#### [What is expected]
Copy each line where the word "React" occurs.

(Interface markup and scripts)

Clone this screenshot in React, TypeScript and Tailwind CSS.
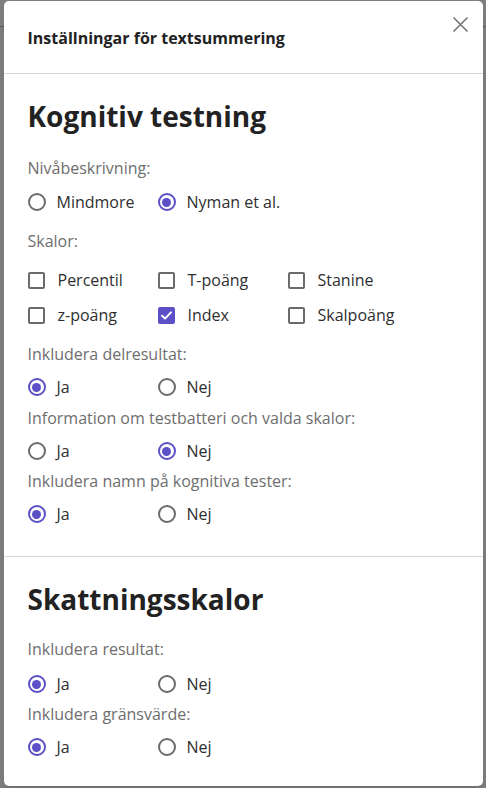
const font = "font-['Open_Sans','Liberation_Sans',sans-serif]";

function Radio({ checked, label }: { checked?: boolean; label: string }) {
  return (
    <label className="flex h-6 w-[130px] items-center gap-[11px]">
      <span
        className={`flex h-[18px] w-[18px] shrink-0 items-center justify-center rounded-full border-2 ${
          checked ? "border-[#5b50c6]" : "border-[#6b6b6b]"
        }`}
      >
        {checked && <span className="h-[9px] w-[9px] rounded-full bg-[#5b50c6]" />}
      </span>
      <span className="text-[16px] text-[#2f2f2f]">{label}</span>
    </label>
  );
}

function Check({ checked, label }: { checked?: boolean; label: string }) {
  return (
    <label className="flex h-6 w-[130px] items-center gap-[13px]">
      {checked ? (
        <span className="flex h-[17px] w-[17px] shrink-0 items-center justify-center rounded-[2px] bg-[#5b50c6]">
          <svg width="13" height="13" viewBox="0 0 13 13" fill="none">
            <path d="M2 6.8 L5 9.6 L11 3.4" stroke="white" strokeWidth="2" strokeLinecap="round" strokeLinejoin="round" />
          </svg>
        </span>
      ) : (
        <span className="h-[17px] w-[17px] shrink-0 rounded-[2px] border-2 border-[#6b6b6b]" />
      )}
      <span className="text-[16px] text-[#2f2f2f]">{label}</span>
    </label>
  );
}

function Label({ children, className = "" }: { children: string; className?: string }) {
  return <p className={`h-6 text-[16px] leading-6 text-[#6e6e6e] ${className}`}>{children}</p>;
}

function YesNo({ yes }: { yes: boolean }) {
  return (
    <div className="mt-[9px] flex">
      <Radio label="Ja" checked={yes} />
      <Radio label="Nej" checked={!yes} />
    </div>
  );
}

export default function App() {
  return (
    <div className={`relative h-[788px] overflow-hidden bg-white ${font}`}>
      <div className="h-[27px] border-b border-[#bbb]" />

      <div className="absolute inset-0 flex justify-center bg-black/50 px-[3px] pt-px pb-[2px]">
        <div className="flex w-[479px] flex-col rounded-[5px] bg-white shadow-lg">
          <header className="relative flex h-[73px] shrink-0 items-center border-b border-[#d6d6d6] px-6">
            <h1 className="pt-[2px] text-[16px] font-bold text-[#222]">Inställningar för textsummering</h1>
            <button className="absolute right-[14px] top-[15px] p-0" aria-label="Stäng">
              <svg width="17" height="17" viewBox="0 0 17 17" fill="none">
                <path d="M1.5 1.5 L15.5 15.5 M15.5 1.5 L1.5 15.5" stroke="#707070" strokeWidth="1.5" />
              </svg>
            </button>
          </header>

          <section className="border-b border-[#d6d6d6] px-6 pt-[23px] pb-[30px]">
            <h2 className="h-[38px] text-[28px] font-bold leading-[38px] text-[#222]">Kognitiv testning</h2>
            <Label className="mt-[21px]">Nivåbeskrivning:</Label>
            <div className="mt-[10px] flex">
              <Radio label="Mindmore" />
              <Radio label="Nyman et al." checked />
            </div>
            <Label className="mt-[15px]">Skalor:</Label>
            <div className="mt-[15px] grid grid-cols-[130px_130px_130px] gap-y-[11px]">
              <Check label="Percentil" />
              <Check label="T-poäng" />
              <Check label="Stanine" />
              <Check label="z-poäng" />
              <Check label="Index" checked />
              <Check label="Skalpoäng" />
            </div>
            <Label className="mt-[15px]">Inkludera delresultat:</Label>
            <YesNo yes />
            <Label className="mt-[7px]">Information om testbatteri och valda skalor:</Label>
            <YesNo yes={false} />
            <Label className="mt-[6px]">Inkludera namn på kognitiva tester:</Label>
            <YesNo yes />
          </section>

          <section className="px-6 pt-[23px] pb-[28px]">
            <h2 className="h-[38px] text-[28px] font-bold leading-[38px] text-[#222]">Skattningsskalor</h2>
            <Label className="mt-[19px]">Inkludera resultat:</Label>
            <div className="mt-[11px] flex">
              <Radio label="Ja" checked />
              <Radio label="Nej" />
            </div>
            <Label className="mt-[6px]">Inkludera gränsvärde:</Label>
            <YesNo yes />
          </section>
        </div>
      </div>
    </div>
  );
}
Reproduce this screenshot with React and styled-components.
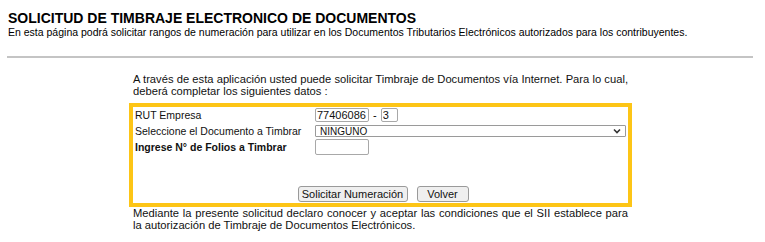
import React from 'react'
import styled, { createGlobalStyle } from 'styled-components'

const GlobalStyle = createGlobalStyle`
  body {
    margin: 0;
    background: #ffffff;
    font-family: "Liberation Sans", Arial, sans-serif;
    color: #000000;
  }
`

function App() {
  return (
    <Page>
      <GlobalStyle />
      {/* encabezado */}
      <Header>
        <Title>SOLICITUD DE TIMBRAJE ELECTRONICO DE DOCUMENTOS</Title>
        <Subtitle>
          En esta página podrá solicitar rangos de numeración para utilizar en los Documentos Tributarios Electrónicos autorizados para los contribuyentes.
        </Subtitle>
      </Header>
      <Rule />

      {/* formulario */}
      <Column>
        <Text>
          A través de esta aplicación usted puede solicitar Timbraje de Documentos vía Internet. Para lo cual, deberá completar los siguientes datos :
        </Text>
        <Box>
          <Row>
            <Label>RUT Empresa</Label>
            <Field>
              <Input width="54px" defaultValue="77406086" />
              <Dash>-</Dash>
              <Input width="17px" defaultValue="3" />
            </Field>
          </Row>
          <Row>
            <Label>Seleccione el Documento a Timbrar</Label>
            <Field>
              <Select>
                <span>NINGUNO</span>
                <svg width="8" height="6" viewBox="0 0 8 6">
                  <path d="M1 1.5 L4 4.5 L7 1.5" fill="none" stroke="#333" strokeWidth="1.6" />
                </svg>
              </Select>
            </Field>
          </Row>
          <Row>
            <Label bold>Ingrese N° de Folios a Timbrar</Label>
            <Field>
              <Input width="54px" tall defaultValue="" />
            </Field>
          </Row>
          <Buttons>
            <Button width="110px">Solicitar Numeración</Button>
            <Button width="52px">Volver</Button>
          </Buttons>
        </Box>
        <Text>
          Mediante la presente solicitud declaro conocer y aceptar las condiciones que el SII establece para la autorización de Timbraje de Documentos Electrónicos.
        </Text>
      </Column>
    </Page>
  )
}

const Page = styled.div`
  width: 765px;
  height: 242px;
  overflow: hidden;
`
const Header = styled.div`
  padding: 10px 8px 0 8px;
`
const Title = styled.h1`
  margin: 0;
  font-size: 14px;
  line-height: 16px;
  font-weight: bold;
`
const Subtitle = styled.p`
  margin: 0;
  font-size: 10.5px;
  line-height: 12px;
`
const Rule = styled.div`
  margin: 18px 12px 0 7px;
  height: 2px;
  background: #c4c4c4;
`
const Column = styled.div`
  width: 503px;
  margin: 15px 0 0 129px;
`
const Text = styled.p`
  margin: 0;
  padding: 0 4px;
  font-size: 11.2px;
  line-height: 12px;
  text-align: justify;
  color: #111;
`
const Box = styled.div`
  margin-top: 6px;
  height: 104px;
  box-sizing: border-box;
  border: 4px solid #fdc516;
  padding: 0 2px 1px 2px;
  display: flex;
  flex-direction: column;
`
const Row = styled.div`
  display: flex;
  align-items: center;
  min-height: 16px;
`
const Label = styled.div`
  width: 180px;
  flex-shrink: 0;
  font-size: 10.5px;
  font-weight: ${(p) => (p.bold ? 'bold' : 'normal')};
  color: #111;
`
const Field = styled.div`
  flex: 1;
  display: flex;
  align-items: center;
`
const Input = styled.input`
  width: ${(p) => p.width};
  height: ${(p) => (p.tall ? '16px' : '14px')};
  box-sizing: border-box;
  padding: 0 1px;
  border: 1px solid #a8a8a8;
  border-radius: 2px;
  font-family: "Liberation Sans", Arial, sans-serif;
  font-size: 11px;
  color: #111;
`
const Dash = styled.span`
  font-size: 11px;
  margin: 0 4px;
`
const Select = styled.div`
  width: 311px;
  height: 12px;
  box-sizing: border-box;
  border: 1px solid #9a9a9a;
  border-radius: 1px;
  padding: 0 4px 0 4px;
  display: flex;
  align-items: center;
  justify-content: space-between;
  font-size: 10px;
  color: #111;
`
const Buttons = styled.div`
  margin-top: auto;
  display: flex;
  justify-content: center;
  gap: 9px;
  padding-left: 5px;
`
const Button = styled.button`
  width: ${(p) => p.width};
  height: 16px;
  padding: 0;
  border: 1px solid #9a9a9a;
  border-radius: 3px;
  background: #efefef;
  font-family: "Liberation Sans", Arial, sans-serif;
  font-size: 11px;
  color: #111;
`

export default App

#### [Expected output]
Clone this screenshot in React, TypeScript and Tailwind CSS.
Reproduce this screenshot with React and styled-components.
import React from 'react'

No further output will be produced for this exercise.